This is entry number 288, published on 20 October 2011, of a blog on the Planning Act 2008 infrastructure planning and authorisation regime. Click here for a link to the whole blog.
Today’s entry reports on European Union moves to fund projects that will have to follow a new authorisation process.
The European Union is concerned that the single market is not operating effectively because of a lack of integrated energy, transport and digital infrastructure, and is also not moving to a secure, low-carbon energy future quickly enough. Yesterday it launched two new proposed regulations to address this, with an attendant host of new terms and TLAs (three-letter abbreviations) to get used to.
The first initiative launches the 'Connecting Europe Facility' (CEF) which is about spending €50bn on all three sectors of infrastructure. The second initiative focuses on energy infrastructure. For the highest priority projects (projects of common interest, or PCIs), it will mean a new authorisation regime.
Connecting Europe Facility
The first proposed Regulation can be found here. €32bn is to go on transport (although €10bn of this is within the existing Cohesion Fund), with €9bn on each of energy and digital networks. To be eligible for the money, you have to be a 'project of common interest', which are in various priority corridors and areas set out in annexes. More detail is given in other proposed Regulations. The energy one was published yesterday - see below. I'm not a great expert at finding my way around the EU website, but I think that the transport project proposal is in draft here and the digital project proposal is here.
Bids will be invited during various periods, starting in 2014, although there will be 5-10 pilot projects identified for 2012-13 that will use the existing regime but mirror the new one. Proposals for funding can be submitted by governments, international organisations or private companies, but not individuals. Funding is generally up to 50% of the cost of the project, but can be up to 100% in some cases.
The annexes identify eight energy and 10 transport corridors that projects of common interest will generally be in, of which the following parts are in the UK:
- Energy Corridor 1: Northern Seas offshore grid (“NSOG”)- Developing an integrated offshore electricity grid in the North Sea, the Irish Sea, the English Channel, the Baltic Sea and neighbouring waters to transport electricity from renewable offshore energy sources to centres of consumption and storage and to increase cross-border electricity exchange
- Energy Corridor 2: North-South electricity interconnections in South-Western Europe (“NSI West Electricity”) - Developing interconnections between Member States of the region and with Mediterranean third countries, notably to integrate electricity from renewable energy sources
- Energy Corridor 3: North-South gas interconnections in Western Europe ("NSI West Gas"): Increasing interconnection capacities for North-South gas flows in Western Europe to further diversify routes of supply and increase short-term gas deliverability
- General energy projects: smart grids deployment; electricity highways and cross-border carbon dioxide network.

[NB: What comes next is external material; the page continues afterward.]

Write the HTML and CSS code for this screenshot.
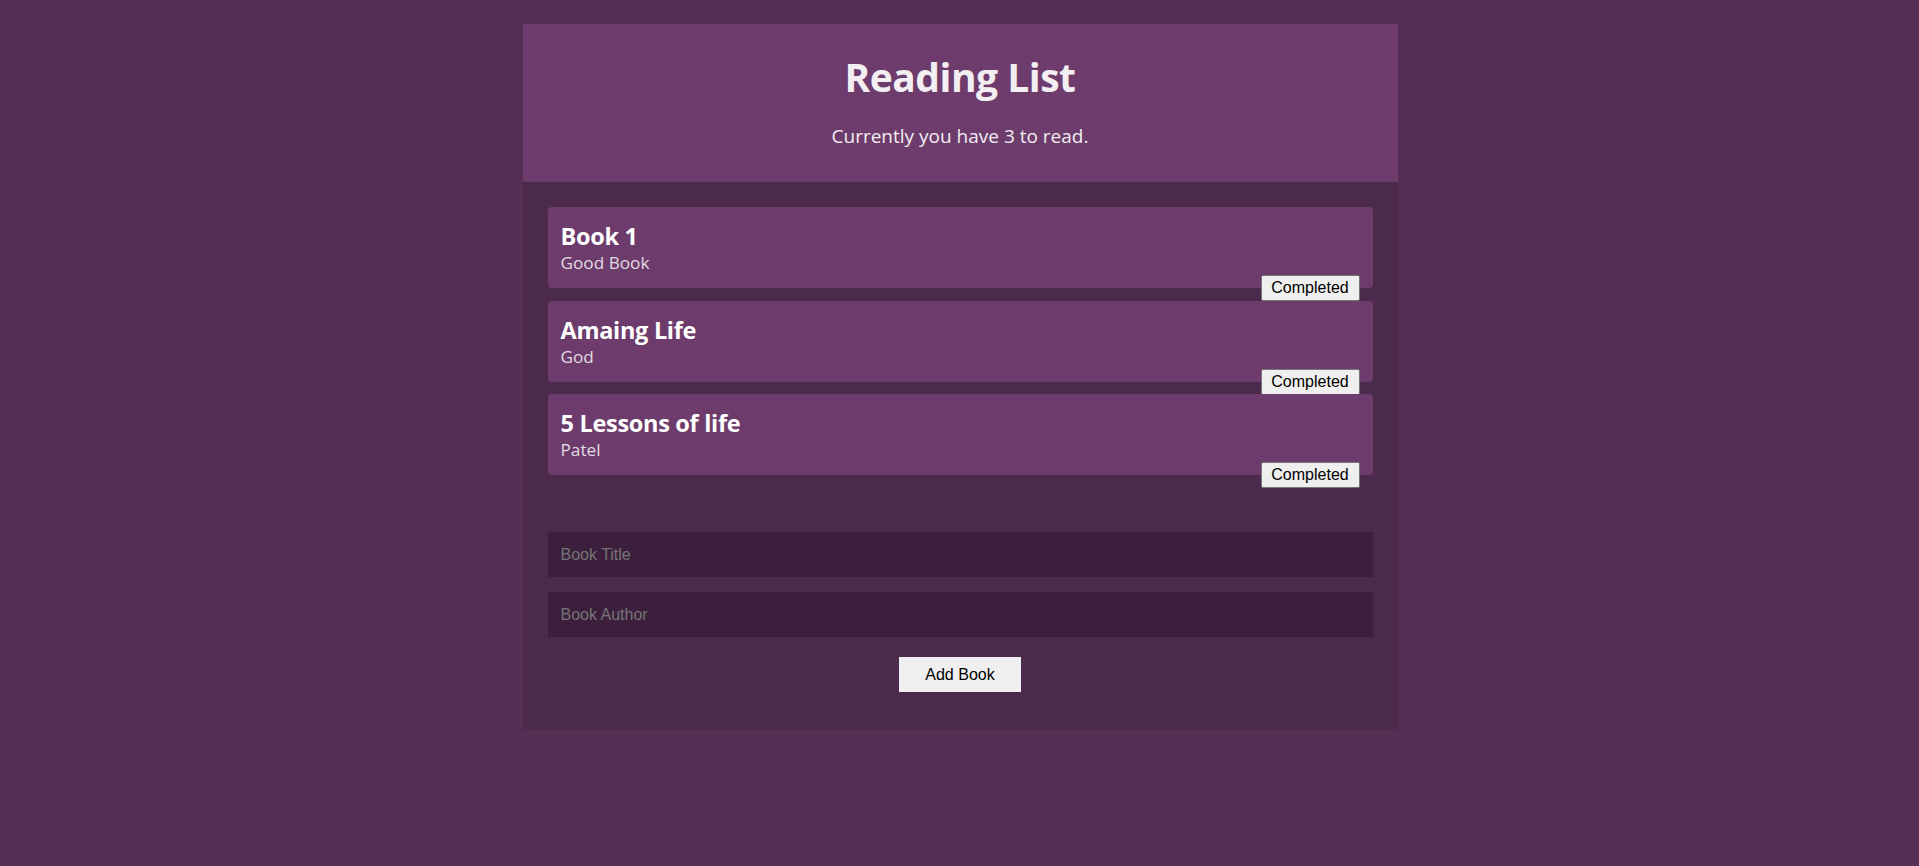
FILE: index.html
```html
<!DOCTYPE html>
<html lang="en">
<head>
<meta charset="utf-8">
<title>Reading List</title>
<link rel="stylesheet" href="styles.css">
</head>
<body>
<div class="app">
  <header class="header">
    <h1 class="title">Reading List</h1>
    <p class="subtitle">Currently you have 3 to read.</p>
  </header>
  <main class="main">
    <ul class="books">
      <li class="book">
        <h3 class="book-title">Book 1</h3>
        <p class="book-author">Good Book</p>
        <button class="done-btn">Completed</button>
      </li>
      <li class="book">
        <h3 class="book-title">Amaing Life</h3>
        <p class="book-author">God</p>
        <button class="done-btn">Completed</button>
      </li>
      <li class="book">
        <h3 class="book-title">5 Lessons of life</h3>
        <p class="book-author">Patel</p>
        <button class="done-btn">Completed</button>
      </li>
    </ul>
    <form class="form">
      <input class="field" type="text" placeholder="Book Title">
      <input class="field" type="text" placeholder="Book Author">
      <button class="add-btn" type="button">Add Book</button>
    </form>
  </main>
</div>
</body>
</html>
```

FILE: styles.css
```css
* { box-sizing: border-box; }

body {
  margin: 0;
  padding-left: 1px;
  background: #542f53;
  font-family: "Open Sans", "Noto Sans", sans-serif;
  color: #eee;
}

.app {
  width: 875px;
  margin: 24px auto 0;
}

.header {
  background: #6d3c6c;
  height: 158px;
  display: flex;
  flex-direction: column;
  align-items: center;
  padding-top: 22px;
}

.title {
  margin: 0;
  font-size: 39px;
  font-weight: 700;
  line-height: 62px;
  color: #f2eef2;
  letter-spacing: -0.5px;
}

.subtitle {
  margin: 0;
  margin-top: 15px;
  font-size: 19px;
  line-height: 26px;
  color: #f2eef2;
}

.main {
  background: #4c2a4c;
  padding: 25px 25px 38px;
}

.books {
  list-style: none;
  margin: 0;
  padding: 0;
  display: flex;
  flex-direction: column;
  gap: 12.5px;
}

.book {
  position: relative;
  background: #6d3c6c;
  border-radius: 4px;
  height: 81px;
  padding: 14px 13px;
}

.book-title {
  margin: 0;
  font-size: 23.5px;
  font-weight: 700;
  line-height: 30px;
  color: #fff;
  letter-spacing: -0.3px;
}

.book-author {
  margin: 0;
  font-size: 17.2px;
  line-height: 24px;
  color: #e2dbe2;
}

.done-btn {
  position: absolute;
  right: 13px;
  bottom: -13px;
  width: 99px;
  height: 26px;
  padding: 0;
  font-family: "Liberation Sans", Arial, sans-serif;
  font-size: 16px;
  color: #000;
  background: #efefef;
  border: 1px solid #767676;
  border-radius: 2px;
}

.form {
  margin-top: 57px;
  display: flex;
  flex-direction: column;
  align-items: center;
  gap: 15px;
}

.field {
  width: 100%;
  height: 45px;
  border: none;
  background: #3c1f3c;
  padding: 0 13px;
  font-family: "Liberation Sans", Arial, sans-serif;
  font-size: 16px;
  color: #eee;
  outline: none;
}

.field::placeholder {
  color: #757575;
}

.add-btn {
  margin-top: 5px;
  width: 122px;
  height: 35px;
  border: none;
  background: #efefef;
  font-family: "Liberation Sans", Arial, sans-serif;
  font-size: 16px;
  color: #000;
}
```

- Transport Corridor 2: Felixstowe – Midlands; Rail, port, multimodal platforms; interconnections port and multimodal platforms
- Transport Corridor 8: Dublin - Belfast Rail Upgrading; Dublin Interconectors (DART); Glasgow - Edinburgh Rail upgrading; High Speed 2 Rail studies; Swansea - Cardiff - Bristol - London Rail upgrading; Dublin, Cork, Southampton, Le Havre Ports hinterland connections.
Projects of Common Interest - energy
The second proposed Regulation can be found here. What is of particular interest to those involved in infrastructure planning and authorisation is contained in articles 10 and 11 and Annex VI. Projects of common interest relating to energy (i.e. in the areas set out above) will have to be subject to a special 'permit granting process', i.e. authorisation procedure.
Thus if the UK is to participate in this regime to get hold of some of the €9bn earmarked for energy projects, it is going to have to adapt existing procedures or create new ones for what you might call 'internationally significant infrastructure projects' (ISIPs), which will sit above, or instead of, the Planning Act regime we know and love for nationally significant infrastructure projects.
Article 11 says that the process shall consist of a pre-application stage lasting no more than two years, and an application stage that shall last no more than a year after the application has been accepted. The Planning Act authorisation procedure currently lasts more than a year - about 15 months, if you add all the bits together, and the pre-application stage is open-ended.
The pre-application consultation requirements are quite prescriptive - e.g. it must involve the publication of an information leaflet no more than 15 pages long, at least three alternatives must have been considered, and stakeholders must be invited to meetings to discuss their concerns. Thus the Planning Act regime as it stands does not fully comply with these proposals.
All this is required to be in place by 1 September 2013, i.e. nine months after the regulation is due to come into force. So, there's a little job for the government if it is to take advantage of the money the EU is making available.